The judg­ment opened the way for im­peach­ing Ti­tov, two-thirds ma­jor­ity of all the mem­bers of the port city’s coun­cil was needed to strip him of his man­date. Vy­tau­tas Grubli­auskas, mayor of Lithua­nia’s port of Klaipėda, said he had col­lected the nec­es­sary num­ber of sig­na­tures to launch im­peach­ment pro­ceed­ings against Ti­tov, who re­signed from the Coun­cil af­ter hear­ing the un­favourable court rul­ing. Elected in 2015 to the Klaipėda City Coun­cil on the ticket of the Union of Rus­sians in Lithua­nia, Ti­tov plans to run in next March’s mu­nic­i­pal elec­tions with a pub­lic elec­tion com­mit­tee.

«The high­est court will take place dur­ing the elec­tions on Mach 3,» he added When in court, Ti­tov ar­gued that he prop­erly rep­re­sented his vot­ers when he ac­cused Lithua­nian par­ti­san com­man­der Adol­fas Ra­manauskas-Vana­gas of killing in­no­cent civil­ians. «In my opin­ion, I did not breach the oath. I be­lieve that I rep­re­sented my vot­ers in an hon­est and proper way,» he em­pha­sised. Ti­tov said he was sim­ply do­ing his job by rais­ing ques­tions about the par­ti­san com­man­der.

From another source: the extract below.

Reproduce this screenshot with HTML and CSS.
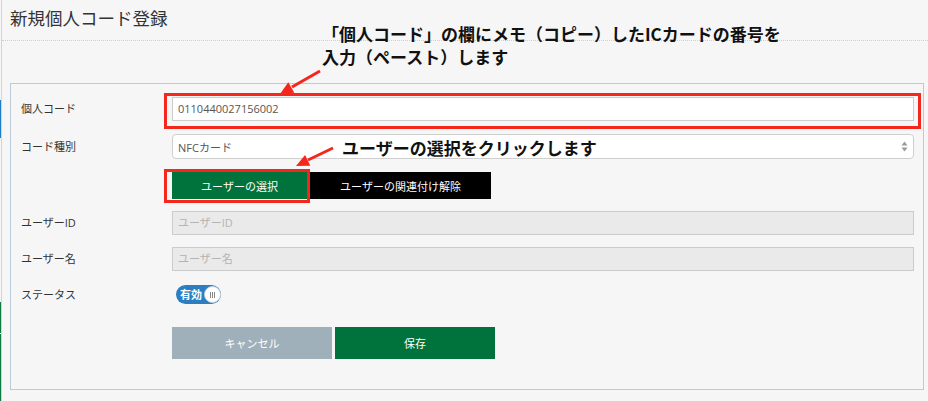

«If my state­ments of­fended any­one, I do apol­o­gize, be­cause I did not mean to of­fend any­one. I just wanted to go deeper into the mat­ter and dis­cuss it,» he said.

The coun­cilor said he had the right to ex­press an opin­ion that did not match the state’s of­fi­cial po­si­tion, and quoted a pas­sage from a book about par­ti­sans’ vic­tims he had brought with him.

Gin­taras Kryže­vičius, pres­i­dent or the panel hear­ing the case, re­marked: «Say­ing that some­one killed means not only com­mit­ting defama­tion, but it also means ac­cus­ing that per­son of a crime.»

«Free­dom of speech is not un­lim­ited. It can be lim­ited in or­der to en­sure that cause of kind­ness is re­spected in a demo­cratic state as Lithua­nia,» the judge ac­cen­tu­ated. Mayor Vy­tau­tas Grubli­auskas said in court that mem­bers of the coun­cil were free to ex­press their opin­ion.

«But free­dom to in­for­ma­tion is not ab­so­lute, which is de­fined in the Con­sti­tu­tion,» he said.

Counter-ar­gu­ing, Ti­tov said that he based his claim on Soviet court doc­u­ments and feels per­se­cuted for his opin­ion. His­to­ri­ans, how­ever, say any re­search on Lithua­nia’s re­sis­tance move­ment can­not be based on the KGB ma­te­ri­als as they are full of false ac­cu­sa­tions smear­ing par­ti­sans. Ti­tov made defam­a­tory state­ments in July and was flour-bombed swiftly af­ter­wards dur­ing a right-wing party-held protest over the nasty state­ments. Lithua­nia’s pros­e­cu­tor Gen­eral’s Of­fice in July launched an in­ves­ti­ga­tion re­gard­ing the defama­tion of the mem­ory of a dead per­son.

A par­ti­san war­fare broke out in Lithua­nia in 1944 af­ter the Baltic coun­try was oc­cu­pied by the Soviet Union for the sec­ond time. Ra­manauskas-Vana­gas lead par­ti­sans in the south­ern re­gion of Dzūk­ija. To­gether with other par­ti­san com­man­ders, he signed the Lithua­nian Par­ti­sans Dec­la­ra­tion of Fe­bru­ary 16, 1949. Armed fight for the restora­tion of Lithua­nia’s in­de­pen­dence lasted from 1944 un­til 1953. Ra­manauskas-Vana­gas was de­tained in 1956, bru­tally tor­tured by the Sovi­ets and ex­e­cuted a year later.

His re­mains were found ear­lier this year in Našlaičiai Ceme­tery in An­takal­nis. Au­then­tic­ity of the re­mains was con­firmed by an­thro­po­log­i­cal foren­sic anal­y­sis, skull and face pho­to­graphic com­par­i­son, and DNA test. The par­ti­san’s re­mains were buried in the cer­e­mony of state fu­neral dur­ing Oc­to­ber 5-6.